◆ **What is needed**
Repeat exactly, and only, the lines from the one that contains "Give me the" through the one that contains "type Glyph = [string, number, number, number, number, number?];", both ends included.

### Supplied data

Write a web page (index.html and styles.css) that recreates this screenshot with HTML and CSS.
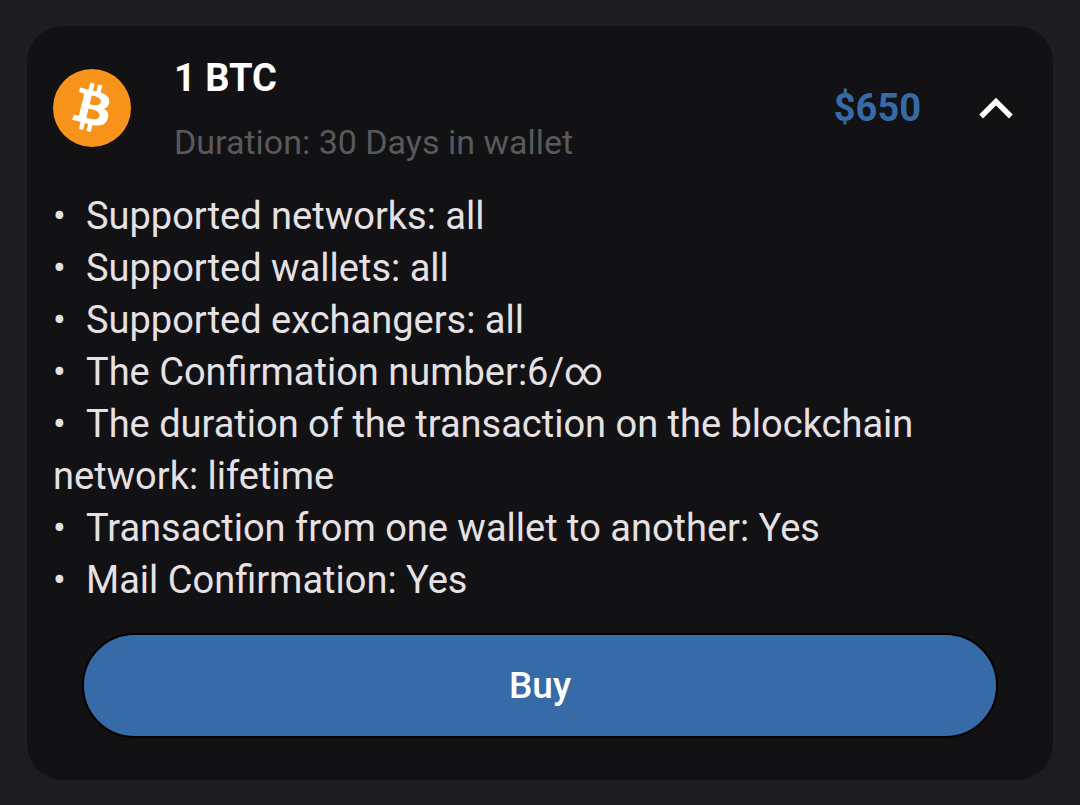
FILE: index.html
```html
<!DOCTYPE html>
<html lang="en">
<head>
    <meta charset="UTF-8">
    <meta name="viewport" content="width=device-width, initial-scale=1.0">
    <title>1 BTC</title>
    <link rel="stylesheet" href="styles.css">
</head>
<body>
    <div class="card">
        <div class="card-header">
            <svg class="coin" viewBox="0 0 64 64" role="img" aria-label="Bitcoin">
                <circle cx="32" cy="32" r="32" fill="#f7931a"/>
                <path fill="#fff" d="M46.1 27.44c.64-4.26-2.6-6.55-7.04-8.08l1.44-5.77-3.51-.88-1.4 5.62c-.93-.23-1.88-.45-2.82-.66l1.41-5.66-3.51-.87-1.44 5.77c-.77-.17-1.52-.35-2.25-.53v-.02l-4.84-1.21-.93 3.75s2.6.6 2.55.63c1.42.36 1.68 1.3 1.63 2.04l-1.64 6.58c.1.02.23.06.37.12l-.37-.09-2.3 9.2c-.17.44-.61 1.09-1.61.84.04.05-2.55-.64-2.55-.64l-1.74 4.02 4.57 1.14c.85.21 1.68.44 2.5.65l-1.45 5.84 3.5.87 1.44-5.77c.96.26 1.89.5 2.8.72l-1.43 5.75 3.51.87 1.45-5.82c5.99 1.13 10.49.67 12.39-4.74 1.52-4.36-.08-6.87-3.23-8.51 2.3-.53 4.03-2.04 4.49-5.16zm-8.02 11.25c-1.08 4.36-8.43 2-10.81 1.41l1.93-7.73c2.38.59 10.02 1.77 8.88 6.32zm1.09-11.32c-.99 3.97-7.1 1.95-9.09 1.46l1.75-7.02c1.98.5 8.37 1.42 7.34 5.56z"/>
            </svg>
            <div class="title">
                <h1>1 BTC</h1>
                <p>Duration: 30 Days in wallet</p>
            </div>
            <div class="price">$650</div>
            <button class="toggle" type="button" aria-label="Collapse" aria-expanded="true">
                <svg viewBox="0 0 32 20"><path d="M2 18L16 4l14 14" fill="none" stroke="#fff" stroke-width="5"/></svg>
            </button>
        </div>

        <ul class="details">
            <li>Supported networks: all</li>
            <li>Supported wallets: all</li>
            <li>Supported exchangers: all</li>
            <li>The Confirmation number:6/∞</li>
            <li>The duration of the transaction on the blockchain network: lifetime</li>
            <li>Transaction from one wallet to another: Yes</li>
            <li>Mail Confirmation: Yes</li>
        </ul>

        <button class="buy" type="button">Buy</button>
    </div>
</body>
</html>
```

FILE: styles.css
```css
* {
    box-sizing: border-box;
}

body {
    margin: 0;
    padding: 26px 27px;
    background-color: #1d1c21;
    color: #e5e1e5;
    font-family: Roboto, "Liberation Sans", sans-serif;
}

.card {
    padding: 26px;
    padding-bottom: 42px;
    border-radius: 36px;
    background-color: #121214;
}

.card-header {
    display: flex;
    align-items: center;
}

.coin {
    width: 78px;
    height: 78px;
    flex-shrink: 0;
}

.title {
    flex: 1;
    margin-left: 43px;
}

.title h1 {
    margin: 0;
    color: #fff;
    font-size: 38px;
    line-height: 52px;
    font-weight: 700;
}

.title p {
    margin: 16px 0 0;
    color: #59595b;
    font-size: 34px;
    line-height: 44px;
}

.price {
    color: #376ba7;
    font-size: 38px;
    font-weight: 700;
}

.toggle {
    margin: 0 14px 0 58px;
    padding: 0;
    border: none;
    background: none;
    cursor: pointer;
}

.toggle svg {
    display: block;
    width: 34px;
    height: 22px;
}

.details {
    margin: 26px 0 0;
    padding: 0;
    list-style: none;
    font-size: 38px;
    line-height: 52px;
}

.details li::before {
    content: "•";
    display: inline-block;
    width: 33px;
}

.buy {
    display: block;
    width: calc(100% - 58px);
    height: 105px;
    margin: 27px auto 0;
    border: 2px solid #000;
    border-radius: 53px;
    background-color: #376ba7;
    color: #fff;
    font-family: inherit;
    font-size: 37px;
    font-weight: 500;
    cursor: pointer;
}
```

######
### Supplied data

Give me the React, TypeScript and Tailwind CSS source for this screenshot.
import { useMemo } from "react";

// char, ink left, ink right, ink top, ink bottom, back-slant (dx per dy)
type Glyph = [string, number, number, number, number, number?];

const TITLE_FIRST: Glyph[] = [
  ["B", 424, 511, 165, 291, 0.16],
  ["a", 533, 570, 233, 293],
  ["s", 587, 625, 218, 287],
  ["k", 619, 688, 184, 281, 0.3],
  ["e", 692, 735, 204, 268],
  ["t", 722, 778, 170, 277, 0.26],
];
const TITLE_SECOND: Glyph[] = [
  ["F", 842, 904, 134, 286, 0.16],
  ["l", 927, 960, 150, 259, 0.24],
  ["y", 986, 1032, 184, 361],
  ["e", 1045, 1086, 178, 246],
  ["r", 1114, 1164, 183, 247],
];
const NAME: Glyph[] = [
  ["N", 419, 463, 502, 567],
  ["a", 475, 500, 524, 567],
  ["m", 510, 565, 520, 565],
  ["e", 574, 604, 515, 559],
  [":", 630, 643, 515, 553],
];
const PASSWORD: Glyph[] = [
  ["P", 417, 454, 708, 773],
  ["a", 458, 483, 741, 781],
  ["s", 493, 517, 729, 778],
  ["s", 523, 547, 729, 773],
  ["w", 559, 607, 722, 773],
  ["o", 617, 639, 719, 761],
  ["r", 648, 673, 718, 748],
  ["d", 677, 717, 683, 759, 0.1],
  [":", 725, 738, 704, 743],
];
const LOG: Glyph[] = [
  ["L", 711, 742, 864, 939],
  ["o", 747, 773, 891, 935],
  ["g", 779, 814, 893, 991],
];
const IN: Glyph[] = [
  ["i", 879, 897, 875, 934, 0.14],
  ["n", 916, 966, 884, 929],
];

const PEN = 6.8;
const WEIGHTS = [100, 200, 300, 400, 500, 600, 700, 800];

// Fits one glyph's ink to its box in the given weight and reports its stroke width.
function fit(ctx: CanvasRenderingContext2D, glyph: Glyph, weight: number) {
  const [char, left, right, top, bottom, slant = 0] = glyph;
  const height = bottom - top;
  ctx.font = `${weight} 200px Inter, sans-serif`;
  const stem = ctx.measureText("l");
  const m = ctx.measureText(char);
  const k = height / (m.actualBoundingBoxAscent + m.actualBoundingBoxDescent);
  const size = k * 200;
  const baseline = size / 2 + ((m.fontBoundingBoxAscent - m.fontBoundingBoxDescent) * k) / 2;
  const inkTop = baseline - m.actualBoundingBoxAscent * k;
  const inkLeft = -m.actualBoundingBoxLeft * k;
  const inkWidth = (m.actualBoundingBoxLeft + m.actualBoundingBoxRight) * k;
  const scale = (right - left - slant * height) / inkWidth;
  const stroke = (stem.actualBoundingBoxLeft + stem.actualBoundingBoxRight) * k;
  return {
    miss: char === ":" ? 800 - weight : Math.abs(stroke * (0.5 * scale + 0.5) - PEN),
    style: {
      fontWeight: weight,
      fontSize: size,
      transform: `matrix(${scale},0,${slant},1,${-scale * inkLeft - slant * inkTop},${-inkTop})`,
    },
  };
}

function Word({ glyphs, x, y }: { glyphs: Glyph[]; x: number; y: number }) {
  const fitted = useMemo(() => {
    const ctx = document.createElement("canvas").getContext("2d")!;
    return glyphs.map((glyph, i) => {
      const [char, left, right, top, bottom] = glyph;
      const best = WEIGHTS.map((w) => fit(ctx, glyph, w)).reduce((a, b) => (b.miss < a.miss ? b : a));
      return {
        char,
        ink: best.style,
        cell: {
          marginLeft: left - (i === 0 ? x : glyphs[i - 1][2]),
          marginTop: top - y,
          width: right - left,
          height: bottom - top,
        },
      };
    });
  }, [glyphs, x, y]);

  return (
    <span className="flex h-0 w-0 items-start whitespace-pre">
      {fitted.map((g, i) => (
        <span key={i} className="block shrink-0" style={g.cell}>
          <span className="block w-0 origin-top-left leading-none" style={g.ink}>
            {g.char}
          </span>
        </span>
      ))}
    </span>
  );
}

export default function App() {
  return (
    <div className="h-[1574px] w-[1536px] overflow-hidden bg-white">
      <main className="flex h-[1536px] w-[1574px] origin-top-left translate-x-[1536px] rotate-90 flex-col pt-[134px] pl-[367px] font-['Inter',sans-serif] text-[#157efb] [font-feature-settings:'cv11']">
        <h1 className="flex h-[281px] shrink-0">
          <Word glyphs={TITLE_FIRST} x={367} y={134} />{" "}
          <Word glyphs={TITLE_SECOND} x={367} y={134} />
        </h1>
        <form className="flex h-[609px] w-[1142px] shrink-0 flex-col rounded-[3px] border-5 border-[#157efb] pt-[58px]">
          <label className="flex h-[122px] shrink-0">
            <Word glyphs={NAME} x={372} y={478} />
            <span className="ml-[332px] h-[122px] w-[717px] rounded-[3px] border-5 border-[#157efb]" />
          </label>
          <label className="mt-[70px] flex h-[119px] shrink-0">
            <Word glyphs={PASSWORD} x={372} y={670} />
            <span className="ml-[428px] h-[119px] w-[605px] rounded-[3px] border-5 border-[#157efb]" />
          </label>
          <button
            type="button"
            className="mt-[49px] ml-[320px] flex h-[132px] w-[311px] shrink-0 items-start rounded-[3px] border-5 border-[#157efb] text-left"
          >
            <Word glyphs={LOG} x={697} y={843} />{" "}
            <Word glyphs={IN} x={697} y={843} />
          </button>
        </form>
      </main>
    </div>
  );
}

######

◆ **Answer to this problem**
Give me the React, TypeScript and Tailwind CSS source for this screenshot.
import { useMemo } from "react";

// char, ink left, ink right, ink top, ink bottom, back-slant (dx per dy)
type Glyph = [string, number, number, number, number, number?];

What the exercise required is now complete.